◆ Work to complete
Give only the number of lines that include the string "screenshot".

◆ Supplied entries
▼▼▼

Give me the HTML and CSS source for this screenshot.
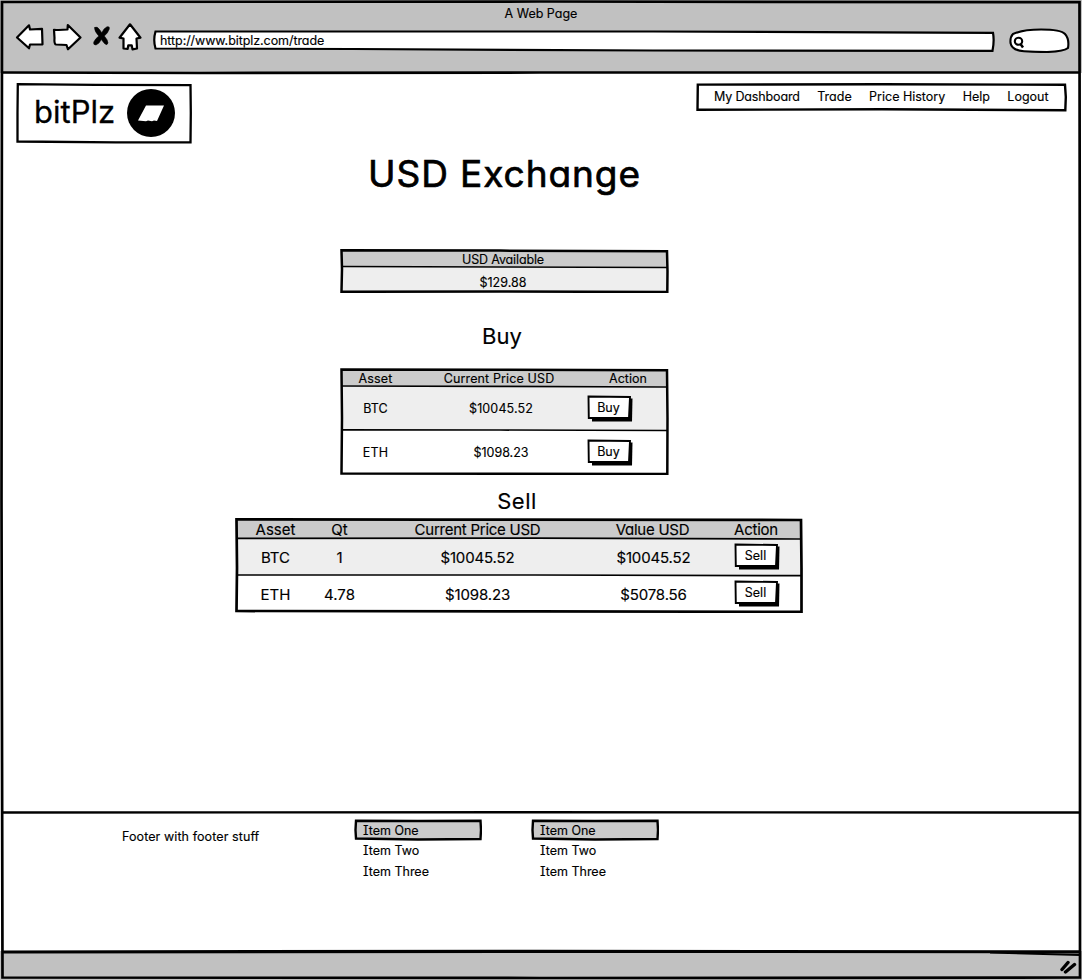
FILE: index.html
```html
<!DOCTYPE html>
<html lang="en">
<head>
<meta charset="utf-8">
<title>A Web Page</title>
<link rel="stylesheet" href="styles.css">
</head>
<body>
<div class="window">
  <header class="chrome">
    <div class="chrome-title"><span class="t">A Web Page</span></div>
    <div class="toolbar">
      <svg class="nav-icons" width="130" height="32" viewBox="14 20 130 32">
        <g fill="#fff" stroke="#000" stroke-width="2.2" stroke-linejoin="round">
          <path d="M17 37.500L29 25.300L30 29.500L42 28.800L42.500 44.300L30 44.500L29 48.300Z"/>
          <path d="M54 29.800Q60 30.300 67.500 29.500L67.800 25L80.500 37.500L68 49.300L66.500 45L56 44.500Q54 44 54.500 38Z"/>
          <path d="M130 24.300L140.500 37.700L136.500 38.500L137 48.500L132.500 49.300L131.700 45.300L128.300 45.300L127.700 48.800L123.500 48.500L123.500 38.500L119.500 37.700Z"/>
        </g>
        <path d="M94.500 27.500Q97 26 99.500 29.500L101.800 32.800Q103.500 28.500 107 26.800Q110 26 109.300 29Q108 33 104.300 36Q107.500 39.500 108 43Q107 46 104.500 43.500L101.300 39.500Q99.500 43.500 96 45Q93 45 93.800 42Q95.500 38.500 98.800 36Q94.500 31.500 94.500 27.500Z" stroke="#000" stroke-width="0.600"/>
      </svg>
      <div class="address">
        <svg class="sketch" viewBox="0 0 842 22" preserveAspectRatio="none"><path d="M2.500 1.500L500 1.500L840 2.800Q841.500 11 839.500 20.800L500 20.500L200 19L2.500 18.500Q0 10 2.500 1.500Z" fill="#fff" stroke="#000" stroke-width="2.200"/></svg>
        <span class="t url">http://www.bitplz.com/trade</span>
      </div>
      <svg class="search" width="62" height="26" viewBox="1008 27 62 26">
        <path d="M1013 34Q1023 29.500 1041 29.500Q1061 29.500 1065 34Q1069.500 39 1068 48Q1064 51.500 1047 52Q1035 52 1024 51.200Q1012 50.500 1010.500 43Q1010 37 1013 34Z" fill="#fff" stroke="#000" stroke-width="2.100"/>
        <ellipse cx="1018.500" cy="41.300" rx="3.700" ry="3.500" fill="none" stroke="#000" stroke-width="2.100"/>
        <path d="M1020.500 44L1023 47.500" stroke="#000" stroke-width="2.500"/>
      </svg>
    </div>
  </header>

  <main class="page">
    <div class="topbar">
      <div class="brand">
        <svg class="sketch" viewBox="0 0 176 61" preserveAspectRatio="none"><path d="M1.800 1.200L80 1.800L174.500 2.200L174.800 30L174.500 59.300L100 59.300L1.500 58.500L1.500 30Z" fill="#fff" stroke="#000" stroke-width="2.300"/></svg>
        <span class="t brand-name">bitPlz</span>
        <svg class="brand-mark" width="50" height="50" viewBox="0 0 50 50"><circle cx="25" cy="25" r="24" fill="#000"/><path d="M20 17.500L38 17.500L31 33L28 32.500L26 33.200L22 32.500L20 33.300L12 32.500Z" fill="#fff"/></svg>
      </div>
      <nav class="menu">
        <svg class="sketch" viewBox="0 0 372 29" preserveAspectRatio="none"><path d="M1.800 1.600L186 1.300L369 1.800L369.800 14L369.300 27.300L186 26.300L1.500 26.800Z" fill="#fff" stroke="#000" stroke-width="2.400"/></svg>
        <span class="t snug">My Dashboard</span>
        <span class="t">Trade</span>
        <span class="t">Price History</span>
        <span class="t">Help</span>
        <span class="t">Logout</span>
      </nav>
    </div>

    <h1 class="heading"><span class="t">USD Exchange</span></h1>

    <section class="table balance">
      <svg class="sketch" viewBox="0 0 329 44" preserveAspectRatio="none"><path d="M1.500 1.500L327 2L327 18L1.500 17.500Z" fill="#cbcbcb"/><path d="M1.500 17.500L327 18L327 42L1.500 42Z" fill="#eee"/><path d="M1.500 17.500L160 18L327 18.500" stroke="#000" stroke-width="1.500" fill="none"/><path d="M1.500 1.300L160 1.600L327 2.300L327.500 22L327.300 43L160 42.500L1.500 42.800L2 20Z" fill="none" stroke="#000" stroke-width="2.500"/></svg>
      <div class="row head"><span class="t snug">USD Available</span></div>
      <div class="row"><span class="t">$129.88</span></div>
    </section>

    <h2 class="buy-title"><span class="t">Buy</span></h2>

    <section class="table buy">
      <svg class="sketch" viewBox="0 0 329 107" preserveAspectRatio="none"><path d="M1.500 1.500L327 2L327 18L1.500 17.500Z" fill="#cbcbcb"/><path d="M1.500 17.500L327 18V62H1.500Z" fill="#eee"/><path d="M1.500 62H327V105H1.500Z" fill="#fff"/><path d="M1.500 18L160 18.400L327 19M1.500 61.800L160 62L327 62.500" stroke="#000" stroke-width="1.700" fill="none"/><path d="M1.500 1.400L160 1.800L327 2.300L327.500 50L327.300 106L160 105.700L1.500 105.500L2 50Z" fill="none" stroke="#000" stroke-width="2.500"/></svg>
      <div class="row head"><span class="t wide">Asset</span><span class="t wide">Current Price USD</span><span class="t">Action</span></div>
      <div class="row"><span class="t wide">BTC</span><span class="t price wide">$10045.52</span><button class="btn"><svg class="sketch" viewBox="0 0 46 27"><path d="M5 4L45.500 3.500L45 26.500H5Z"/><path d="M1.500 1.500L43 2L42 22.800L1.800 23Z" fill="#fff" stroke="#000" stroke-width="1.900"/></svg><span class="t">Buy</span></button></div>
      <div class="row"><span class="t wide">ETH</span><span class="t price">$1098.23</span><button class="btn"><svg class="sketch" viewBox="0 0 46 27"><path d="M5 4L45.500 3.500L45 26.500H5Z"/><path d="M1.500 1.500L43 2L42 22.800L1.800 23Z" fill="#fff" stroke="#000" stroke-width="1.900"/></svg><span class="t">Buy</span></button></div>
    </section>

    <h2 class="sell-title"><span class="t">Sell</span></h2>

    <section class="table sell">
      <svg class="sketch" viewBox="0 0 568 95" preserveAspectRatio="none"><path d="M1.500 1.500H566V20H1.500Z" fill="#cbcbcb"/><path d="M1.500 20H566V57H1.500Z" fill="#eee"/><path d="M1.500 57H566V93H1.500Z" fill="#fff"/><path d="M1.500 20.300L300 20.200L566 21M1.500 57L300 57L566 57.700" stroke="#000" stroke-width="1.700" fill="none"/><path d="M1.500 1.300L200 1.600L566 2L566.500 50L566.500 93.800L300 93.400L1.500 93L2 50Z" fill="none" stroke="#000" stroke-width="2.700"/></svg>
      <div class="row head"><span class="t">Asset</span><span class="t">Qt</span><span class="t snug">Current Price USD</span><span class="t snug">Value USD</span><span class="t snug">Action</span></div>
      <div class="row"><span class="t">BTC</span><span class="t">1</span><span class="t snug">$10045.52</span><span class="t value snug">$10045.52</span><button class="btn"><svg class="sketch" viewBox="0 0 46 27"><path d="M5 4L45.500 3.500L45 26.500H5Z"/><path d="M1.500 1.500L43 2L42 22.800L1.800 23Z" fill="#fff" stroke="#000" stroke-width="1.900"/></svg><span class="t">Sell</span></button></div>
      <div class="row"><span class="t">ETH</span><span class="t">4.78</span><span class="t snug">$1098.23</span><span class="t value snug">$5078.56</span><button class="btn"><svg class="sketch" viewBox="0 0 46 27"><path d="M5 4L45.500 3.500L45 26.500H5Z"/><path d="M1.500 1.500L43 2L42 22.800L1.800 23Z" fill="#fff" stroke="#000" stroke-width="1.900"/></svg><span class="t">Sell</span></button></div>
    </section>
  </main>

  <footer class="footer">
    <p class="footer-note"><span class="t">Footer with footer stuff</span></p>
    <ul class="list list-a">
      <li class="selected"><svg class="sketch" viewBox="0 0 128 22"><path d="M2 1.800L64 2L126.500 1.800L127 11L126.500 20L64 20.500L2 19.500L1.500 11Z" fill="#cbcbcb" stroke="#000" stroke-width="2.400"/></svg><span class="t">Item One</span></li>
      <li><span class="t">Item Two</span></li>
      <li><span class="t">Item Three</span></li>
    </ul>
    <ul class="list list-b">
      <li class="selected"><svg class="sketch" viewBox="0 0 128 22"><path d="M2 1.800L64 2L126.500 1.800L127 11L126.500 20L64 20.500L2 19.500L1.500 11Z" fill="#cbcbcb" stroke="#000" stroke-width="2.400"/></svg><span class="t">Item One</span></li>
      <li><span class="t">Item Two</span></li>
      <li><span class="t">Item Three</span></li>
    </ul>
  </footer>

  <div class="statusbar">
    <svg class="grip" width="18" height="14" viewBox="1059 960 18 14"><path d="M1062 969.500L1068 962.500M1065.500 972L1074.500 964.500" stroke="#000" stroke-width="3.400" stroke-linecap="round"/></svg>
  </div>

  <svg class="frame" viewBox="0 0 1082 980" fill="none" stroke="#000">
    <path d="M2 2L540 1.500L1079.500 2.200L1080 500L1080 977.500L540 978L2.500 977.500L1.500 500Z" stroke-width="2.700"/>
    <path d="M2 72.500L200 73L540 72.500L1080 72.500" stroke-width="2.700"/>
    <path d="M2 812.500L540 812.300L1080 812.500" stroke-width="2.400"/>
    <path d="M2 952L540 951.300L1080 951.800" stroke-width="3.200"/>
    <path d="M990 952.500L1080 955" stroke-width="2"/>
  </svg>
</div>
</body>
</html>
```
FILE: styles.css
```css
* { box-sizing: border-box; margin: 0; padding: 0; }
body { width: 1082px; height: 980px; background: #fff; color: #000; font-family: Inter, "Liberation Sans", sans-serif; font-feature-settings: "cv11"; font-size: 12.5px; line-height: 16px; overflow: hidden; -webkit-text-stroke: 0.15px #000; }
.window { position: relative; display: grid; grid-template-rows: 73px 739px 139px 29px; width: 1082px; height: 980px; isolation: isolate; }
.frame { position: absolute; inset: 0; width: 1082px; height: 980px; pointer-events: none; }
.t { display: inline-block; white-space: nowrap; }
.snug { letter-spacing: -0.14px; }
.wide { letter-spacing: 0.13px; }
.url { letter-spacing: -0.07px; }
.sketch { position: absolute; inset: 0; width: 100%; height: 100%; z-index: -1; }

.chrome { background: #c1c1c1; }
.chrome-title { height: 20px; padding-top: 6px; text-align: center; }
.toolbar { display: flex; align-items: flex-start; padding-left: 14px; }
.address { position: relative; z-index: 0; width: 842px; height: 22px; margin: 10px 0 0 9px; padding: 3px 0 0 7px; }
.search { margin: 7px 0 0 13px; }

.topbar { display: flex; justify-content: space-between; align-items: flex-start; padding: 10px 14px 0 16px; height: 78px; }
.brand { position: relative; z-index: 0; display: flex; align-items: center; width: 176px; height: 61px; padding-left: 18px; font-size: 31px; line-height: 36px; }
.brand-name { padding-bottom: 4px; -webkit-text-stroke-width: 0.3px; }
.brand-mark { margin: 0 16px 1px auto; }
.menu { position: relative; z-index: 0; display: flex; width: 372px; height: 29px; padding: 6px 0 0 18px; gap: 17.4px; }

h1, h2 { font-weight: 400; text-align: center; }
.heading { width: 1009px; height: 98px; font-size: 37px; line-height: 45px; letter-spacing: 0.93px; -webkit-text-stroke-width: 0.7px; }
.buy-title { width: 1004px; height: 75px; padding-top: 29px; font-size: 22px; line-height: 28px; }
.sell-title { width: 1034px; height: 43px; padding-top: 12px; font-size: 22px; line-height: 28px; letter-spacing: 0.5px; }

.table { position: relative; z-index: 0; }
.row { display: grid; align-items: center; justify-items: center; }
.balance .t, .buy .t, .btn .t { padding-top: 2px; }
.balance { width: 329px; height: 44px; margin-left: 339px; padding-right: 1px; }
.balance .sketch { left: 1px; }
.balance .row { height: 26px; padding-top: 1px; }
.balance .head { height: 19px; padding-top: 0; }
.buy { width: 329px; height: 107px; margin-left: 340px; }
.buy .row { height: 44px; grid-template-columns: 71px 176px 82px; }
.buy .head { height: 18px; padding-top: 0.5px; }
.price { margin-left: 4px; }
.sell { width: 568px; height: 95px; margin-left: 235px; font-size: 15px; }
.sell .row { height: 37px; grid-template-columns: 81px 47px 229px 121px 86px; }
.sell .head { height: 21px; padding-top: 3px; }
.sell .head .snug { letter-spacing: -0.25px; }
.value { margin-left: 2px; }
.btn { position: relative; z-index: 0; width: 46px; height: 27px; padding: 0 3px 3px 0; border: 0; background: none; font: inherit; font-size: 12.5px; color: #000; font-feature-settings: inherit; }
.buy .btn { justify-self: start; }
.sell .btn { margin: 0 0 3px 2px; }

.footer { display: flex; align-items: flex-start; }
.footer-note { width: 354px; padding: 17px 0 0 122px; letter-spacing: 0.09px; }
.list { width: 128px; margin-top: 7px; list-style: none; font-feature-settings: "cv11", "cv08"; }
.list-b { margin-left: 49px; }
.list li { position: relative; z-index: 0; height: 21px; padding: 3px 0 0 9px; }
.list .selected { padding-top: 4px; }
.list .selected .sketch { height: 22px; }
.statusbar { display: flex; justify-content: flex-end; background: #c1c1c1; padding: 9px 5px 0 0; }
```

▲▲▲
▼▼▼

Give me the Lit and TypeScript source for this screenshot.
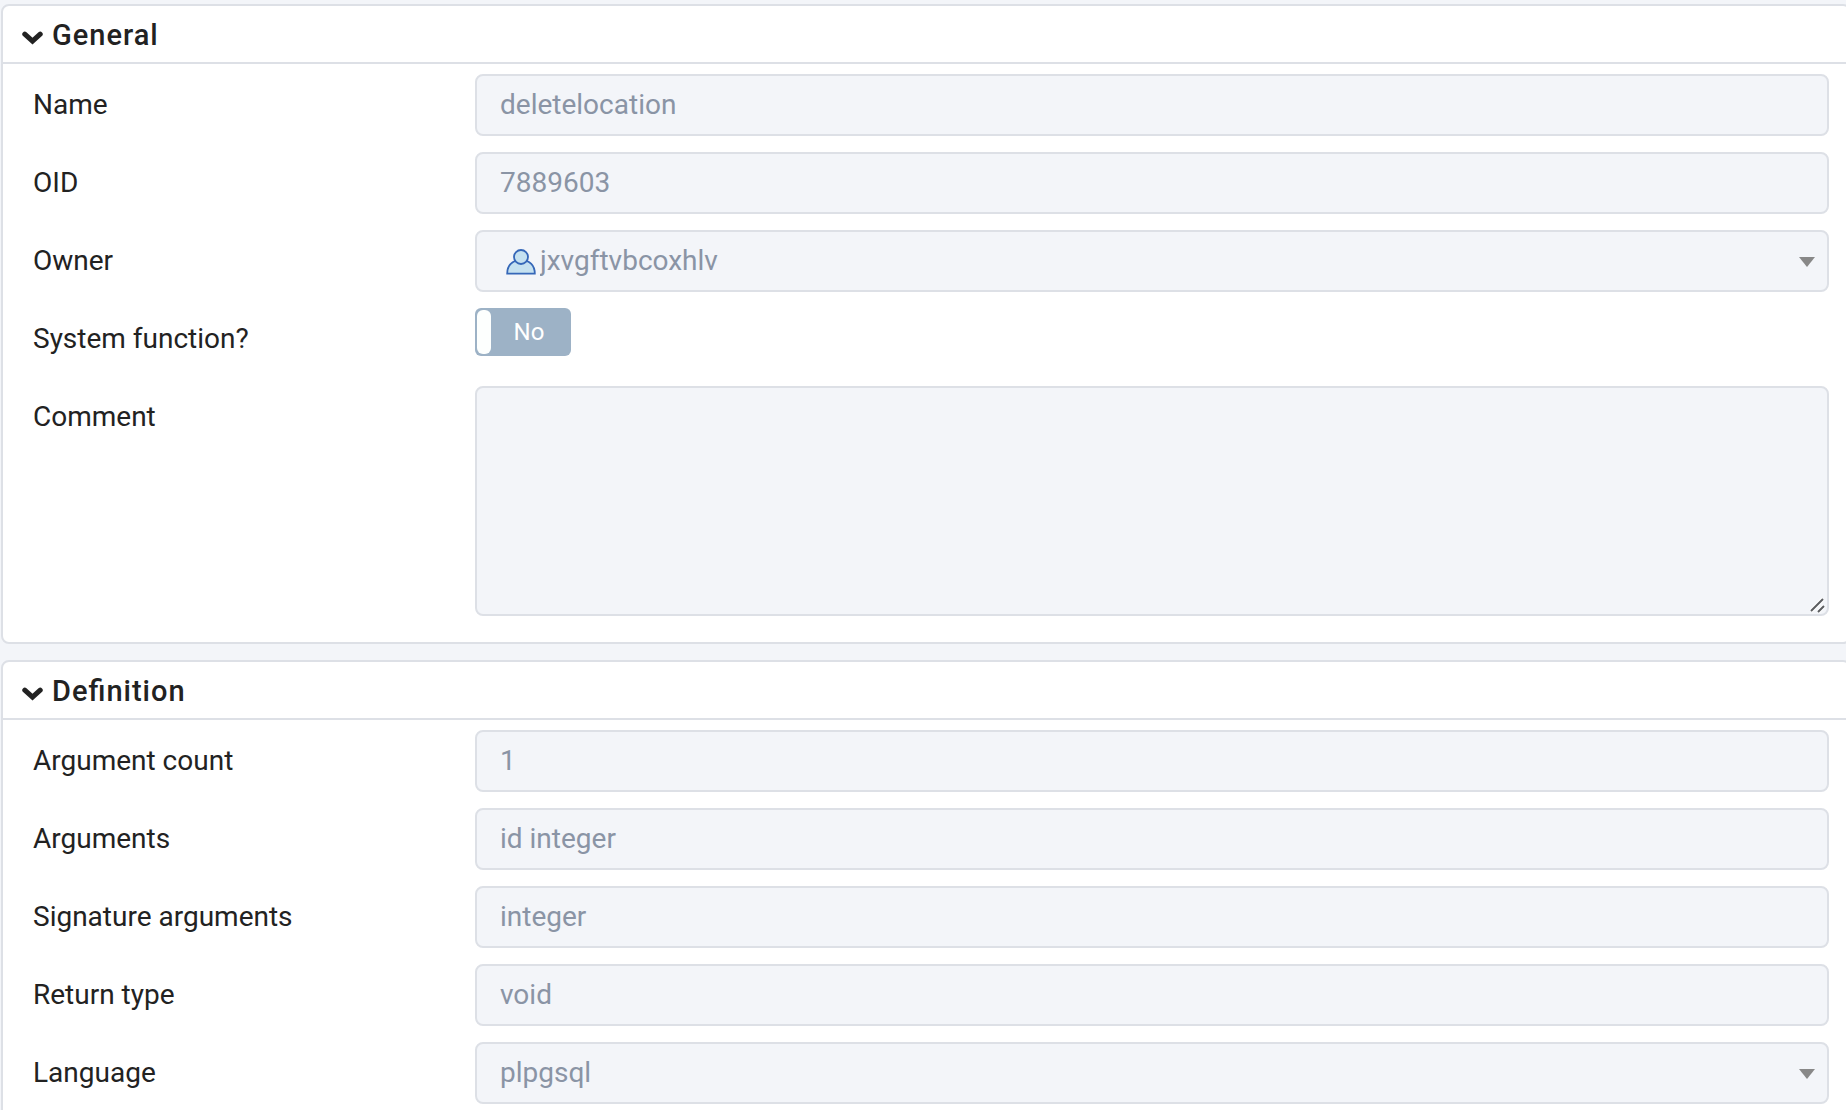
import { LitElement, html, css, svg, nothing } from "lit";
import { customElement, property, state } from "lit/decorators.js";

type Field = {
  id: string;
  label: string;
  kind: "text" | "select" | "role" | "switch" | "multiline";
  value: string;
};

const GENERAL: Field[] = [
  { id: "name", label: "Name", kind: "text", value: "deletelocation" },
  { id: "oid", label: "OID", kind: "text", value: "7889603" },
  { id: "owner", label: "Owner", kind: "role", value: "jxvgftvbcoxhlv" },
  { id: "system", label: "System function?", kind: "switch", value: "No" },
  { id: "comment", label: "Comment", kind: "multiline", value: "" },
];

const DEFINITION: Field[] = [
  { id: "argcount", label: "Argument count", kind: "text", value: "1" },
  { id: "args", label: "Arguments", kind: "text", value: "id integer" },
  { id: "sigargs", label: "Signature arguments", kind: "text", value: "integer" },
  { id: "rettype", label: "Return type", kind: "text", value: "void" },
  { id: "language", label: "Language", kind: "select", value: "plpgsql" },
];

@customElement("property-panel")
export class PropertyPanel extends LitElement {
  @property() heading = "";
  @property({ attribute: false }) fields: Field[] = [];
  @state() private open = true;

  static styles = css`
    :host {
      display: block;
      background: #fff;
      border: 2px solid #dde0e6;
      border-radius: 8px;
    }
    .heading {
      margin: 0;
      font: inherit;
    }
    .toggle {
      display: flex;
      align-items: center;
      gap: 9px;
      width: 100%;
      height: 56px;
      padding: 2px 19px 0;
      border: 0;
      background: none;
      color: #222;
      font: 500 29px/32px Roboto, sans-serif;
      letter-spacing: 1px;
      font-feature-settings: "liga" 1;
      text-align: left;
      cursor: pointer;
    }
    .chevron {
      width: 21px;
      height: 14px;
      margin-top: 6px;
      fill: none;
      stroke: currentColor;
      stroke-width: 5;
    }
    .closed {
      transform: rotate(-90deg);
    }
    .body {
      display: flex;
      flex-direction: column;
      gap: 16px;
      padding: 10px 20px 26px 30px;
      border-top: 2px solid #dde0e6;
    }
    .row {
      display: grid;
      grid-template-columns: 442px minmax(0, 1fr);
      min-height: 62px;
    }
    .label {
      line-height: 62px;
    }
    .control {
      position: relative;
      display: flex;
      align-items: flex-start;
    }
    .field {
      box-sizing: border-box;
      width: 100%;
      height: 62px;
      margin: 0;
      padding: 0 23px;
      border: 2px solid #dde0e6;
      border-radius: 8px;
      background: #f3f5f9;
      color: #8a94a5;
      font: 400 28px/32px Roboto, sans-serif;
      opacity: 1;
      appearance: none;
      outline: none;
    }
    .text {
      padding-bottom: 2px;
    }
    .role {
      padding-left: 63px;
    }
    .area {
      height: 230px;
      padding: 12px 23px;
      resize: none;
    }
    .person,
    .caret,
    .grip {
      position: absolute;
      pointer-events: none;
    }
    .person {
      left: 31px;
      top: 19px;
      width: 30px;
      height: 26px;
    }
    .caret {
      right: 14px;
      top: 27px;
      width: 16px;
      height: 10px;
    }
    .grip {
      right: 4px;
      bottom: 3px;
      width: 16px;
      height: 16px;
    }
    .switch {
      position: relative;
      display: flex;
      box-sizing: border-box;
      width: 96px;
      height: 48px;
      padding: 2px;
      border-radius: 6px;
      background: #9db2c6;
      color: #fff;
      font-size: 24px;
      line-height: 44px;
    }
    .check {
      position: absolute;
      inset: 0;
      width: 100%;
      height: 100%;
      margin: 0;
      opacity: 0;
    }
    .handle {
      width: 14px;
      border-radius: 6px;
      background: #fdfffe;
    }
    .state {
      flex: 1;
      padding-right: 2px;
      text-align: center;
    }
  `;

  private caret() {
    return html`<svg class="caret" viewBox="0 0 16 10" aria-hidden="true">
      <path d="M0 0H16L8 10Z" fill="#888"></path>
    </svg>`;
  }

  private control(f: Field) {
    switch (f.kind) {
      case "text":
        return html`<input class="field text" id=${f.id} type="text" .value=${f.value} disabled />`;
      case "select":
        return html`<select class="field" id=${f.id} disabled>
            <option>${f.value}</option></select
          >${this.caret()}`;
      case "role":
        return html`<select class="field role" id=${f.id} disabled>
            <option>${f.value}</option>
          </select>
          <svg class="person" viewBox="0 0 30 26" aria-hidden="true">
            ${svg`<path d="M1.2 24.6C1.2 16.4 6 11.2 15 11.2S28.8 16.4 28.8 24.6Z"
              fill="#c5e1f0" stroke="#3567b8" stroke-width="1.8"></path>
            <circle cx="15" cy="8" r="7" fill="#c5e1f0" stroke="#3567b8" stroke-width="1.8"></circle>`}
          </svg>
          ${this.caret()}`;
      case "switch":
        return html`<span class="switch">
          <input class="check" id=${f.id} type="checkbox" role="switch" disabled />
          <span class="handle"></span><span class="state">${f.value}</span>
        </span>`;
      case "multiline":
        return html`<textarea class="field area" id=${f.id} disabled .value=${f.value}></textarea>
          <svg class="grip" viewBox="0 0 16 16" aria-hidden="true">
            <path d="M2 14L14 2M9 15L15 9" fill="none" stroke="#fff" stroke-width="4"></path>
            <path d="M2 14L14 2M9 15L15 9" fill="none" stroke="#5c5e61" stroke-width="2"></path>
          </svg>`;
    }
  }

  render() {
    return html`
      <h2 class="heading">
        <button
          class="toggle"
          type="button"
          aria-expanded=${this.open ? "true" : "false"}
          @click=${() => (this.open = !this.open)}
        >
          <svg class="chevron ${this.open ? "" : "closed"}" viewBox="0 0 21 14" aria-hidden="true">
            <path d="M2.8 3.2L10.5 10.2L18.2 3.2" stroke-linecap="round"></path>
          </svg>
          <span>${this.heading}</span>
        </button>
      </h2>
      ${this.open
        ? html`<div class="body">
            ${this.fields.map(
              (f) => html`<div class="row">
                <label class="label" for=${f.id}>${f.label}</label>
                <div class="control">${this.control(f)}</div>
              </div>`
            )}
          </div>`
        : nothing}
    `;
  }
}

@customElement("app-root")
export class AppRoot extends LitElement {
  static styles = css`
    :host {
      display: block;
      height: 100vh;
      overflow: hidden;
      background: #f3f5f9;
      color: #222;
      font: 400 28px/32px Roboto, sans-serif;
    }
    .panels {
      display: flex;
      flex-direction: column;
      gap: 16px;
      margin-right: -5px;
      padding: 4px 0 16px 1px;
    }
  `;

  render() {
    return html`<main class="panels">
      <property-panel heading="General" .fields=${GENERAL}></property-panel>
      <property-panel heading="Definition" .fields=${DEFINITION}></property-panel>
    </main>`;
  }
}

▲▲▲

◆ Exercise solution
2